On Fri, 07 Aug 2009 14:30:11 +0200, kkkk wrote:

Hi all,
we have a new machine with 3ware 9650SE controllers and I am testing
hardware RAID and linux software MD raid performances
For now I am on hardware RAID. I have setup a raid-0 with 14 drives.

If I create an xfs filesystem on it (whole device, no partitioning,
aligned stripes during mkfs, etc) then I write to a file with dd (or
with bonnie++) like this:
sync ; echo 3 /proc/sys/vm/drop_caches ; dd if=/dev/zero
of=/mnt/tmp/ddtry bs=1M count=6000 conv=fsync ; time sync
about 540MB/sec come out (last sync takes 0 seconds). This is similar to
3ware-declared performances of 561MB/sec
http://www.3ware.com/KB/Article.aspx?id=15300

however, if instead I write directly to the block device like this
sync ; echo 3 /proc/sys/vm/drop_caches ; dd if=/dev/zero of=/dev/sdc
bs=1M count=6000 conv=fsync ; time sync
performance is 260MB/sec!?!? (last sync takes 0 seconds)
I haven't played with UNIX since I retired in 1994, but here are
some suggestions:
.. Does dd buffer correctly? (Probably does, but good to check)
.. Compare the I/O counts for both methods; Compare the
CPU time for both methods. I remember issues where the dummy
devices used a small {block size, record size, or some such}
so that there were high I/O counts and therefore high CPU
use when we didn't expect it.
.. Can you report the results for each of the various bs values
that you used? You say that you tried various
values and are just reporting the best result, but it would
be nice to see how things are affected as the blocksize changes.
.. Perhaps the filesystem is smart enough to avoid some movement
between buffers that writing to a block device has to do.
A difference in CPU use might be an indication of this, but
a difference could be caused by other reasons.
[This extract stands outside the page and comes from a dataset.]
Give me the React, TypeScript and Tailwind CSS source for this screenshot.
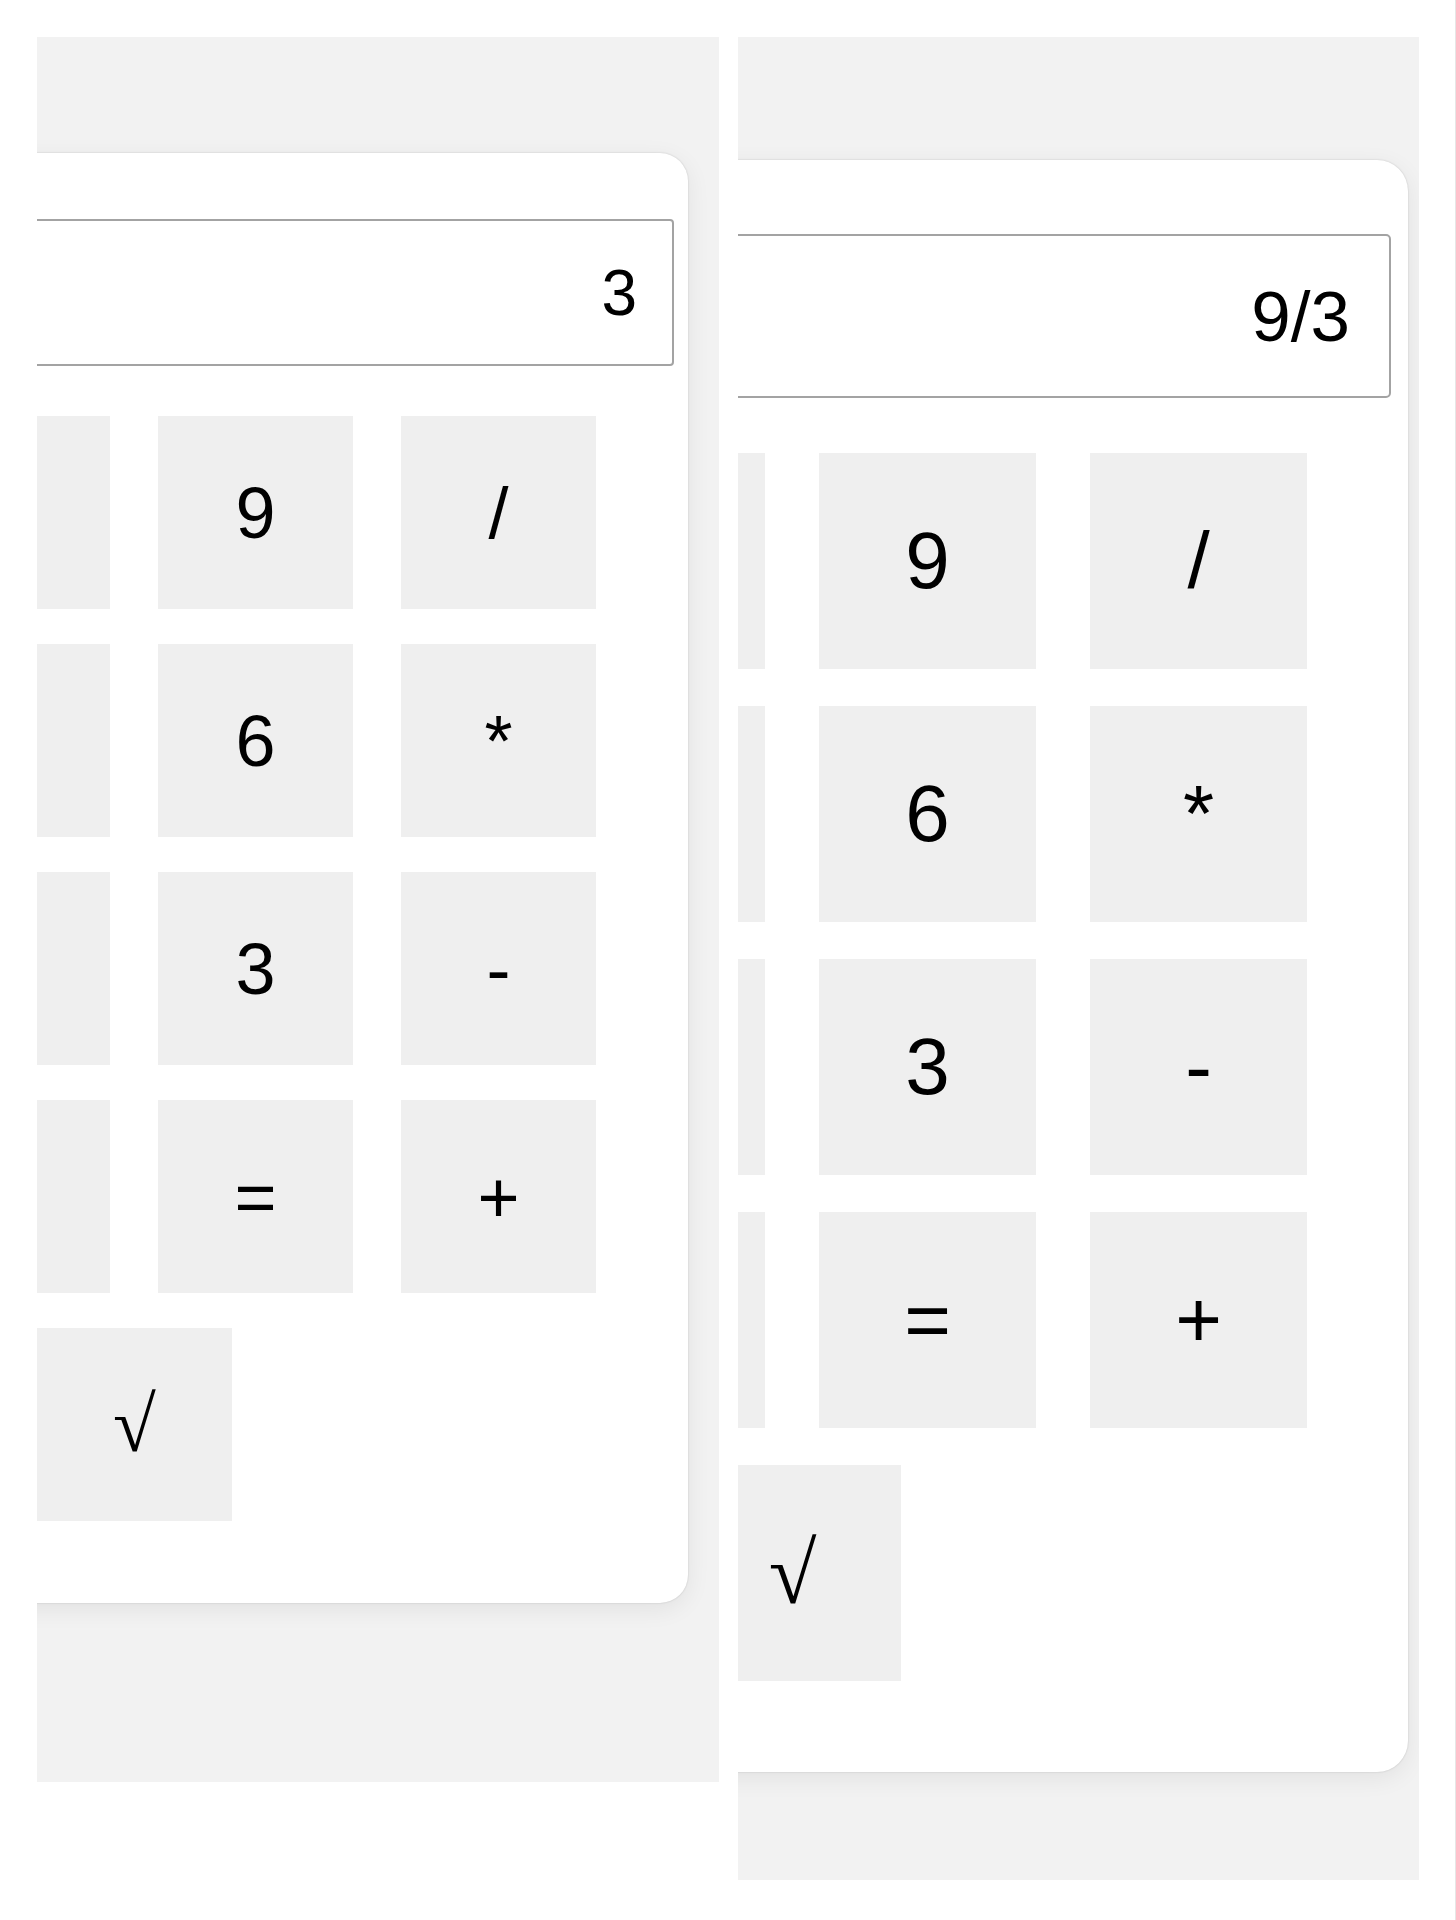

(Don't laugh at my experience being so old: I've seen a couple
of problems reported this year [2009] that were the same as I
saw before 1975. And that doesn't count all of the buffer overflow
crap that was solved in hardware before 1961.)

I tried many times and this is the absolute fastest I could obtain. I
tweaked the bs, the count, I removed the conv=fsync... i ensured 3ware
caches are ON on the block device, I set anticipatory scheduler... No
way. I am positive that creating the xfs filesystem and writing on it is
definitely faster than writing to the block device directly.

How could that be!? Anyone knows what's happening?

Please note that the machine is absolutely clean and there is no other
workload. I am running kernel 2.6.31 (ubuntu 9.10 alpha live).

Thank you

**David Schwartz**

On Aug 7, 5:30*am, kkkk wrote:

If I create an xfs filesystem on it (whole device, no partitioning,
aligned stripes during mkfs, etc) then I write to a file with dd (or
with bonnie++) like this:
* sync ; echo 3 /proc/sys/vm/drop_caches ; dd if=/dev/zero
of=/mnt/tmp/ddtry bs=1M count=6000 conv=fsync ; time sync
about 540MB/sec come out (last sync takes 0 seconds). This is similar to
3ware-declared performances of 561MB/sec
*http://www.3ware.com/KB/Article.aspx?id=15300

however, if instead I write directly to the block device like this
* sync ; echo 3 /proc/sys/vm/drop_caches ; dd if=/dev/zero of=/dev/sdc
bs=1M count=6000 conv=fsync ; time sync
performance is 260MB/sec!?!? (last sync takes 0 seconds)

I tried many times and this is the absolute fastest I could obtain. I
tweaked the bs, the count, I removed the conv=fsync... i ensured 3ware
caches are ON on the block device, I set anticipatory scheduler... No
way. I am positive that creating the xfs filesystem and writing on it is
definitely faster than writing to the block device directly.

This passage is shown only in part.